--- START Provided data ---

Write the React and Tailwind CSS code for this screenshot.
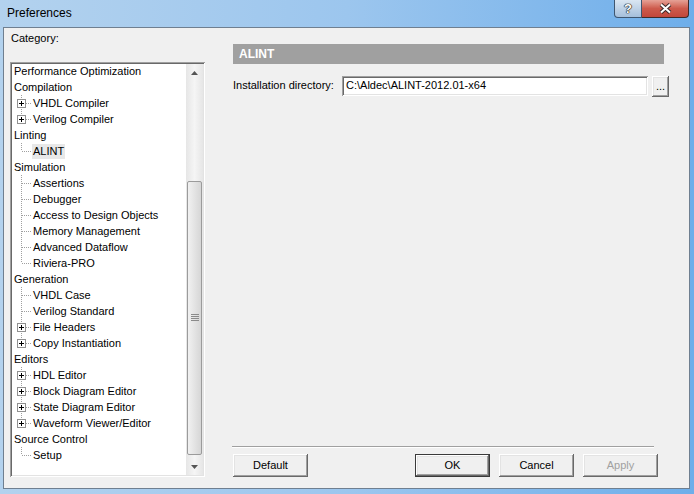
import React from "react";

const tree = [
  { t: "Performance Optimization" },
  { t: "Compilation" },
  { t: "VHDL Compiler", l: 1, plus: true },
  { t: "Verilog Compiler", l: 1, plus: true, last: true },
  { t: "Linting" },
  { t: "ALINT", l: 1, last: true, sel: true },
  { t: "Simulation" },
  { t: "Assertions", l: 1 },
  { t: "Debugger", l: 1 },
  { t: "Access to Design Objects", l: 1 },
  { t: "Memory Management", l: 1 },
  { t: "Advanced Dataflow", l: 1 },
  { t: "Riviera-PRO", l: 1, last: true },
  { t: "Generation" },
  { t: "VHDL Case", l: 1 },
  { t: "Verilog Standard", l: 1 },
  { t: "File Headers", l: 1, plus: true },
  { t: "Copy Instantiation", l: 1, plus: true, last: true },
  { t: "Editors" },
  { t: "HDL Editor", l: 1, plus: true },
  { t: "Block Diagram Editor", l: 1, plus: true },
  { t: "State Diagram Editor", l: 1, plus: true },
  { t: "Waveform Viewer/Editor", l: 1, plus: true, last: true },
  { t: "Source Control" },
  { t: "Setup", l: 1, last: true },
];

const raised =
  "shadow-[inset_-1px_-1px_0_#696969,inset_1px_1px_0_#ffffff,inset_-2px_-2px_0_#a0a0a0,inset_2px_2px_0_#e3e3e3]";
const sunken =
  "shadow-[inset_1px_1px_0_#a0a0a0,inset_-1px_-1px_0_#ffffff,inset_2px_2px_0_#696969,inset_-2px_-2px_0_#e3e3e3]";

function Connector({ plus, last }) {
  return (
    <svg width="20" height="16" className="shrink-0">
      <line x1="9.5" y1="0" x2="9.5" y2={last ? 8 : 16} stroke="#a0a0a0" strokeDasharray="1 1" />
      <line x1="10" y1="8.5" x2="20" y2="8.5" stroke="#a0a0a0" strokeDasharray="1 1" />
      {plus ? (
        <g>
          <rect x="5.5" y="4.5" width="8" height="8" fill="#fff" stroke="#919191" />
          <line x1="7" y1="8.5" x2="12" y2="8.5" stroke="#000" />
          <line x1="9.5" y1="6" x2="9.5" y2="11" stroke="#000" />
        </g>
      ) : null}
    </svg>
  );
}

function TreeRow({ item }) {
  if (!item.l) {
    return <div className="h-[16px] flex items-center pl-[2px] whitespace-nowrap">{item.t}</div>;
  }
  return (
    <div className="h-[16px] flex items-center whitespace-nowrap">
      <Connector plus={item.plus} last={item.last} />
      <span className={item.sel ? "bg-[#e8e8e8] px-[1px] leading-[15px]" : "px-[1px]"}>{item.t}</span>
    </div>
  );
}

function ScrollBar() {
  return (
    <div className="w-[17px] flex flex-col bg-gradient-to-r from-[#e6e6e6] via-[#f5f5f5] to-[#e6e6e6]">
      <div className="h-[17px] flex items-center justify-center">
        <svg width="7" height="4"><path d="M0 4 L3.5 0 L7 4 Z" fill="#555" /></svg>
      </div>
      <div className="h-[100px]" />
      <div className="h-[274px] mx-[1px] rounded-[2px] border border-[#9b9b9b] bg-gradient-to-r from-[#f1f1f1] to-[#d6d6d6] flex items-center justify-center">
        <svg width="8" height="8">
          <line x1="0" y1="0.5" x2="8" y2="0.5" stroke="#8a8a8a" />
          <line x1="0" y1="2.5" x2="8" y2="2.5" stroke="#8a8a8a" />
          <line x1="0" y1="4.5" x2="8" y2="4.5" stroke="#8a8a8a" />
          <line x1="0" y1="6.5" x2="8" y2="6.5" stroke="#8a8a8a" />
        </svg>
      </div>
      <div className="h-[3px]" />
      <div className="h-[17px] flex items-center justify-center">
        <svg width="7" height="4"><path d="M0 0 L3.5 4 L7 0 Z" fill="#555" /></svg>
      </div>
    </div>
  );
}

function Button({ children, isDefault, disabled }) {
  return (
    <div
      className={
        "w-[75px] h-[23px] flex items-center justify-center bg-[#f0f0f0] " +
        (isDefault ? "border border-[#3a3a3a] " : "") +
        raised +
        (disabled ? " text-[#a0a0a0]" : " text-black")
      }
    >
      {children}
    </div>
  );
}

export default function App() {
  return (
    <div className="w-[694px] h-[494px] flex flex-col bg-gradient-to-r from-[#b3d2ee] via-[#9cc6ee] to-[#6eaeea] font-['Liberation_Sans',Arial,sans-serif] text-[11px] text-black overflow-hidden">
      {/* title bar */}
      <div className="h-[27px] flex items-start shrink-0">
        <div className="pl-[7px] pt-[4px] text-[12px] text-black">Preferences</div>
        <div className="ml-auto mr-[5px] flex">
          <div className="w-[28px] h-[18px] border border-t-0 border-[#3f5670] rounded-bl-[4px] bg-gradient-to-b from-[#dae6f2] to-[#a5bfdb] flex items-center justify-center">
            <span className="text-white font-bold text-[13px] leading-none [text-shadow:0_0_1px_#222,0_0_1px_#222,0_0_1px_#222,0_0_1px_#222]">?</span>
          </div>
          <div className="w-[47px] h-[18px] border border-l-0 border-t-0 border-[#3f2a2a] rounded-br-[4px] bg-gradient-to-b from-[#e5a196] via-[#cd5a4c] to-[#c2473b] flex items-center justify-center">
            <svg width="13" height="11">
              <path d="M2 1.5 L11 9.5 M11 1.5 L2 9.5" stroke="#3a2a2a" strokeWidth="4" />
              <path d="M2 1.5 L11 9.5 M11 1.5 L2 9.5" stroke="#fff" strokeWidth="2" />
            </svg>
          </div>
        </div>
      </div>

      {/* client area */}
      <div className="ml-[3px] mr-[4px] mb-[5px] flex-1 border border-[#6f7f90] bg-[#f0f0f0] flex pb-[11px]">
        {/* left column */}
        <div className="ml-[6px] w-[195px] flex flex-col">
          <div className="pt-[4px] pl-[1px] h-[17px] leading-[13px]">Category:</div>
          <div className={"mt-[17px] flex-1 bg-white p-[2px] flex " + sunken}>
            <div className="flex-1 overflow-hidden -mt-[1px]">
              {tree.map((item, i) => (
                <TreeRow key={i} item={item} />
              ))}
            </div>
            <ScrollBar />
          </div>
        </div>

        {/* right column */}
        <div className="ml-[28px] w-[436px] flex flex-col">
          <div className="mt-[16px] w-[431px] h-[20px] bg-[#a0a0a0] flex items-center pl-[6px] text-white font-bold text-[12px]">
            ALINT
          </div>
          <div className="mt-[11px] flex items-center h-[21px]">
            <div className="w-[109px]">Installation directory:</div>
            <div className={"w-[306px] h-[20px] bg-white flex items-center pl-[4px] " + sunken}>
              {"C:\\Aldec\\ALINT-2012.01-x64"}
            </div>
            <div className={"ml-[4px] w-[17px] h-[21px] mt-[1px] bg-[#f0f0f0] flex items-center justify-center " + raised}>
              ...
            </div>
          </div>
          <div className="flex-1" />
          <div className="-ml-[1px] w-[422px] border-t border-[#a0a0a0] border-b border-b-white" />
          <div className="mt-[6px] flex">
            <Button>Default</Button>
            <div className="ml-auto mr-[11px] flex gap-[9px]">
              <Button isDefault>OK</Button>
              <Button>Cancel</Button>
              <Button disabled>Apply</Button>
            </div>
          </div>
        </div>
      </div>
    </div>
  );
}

--- END Provided data ---

To be done:
Everything from the first line of the listing above through the line that contains "import React from" is to be restated word for word, minus the pictures.

Answer for this exercise:
Write the React and Tailwind CSS code for this screenshot.
import React from "react";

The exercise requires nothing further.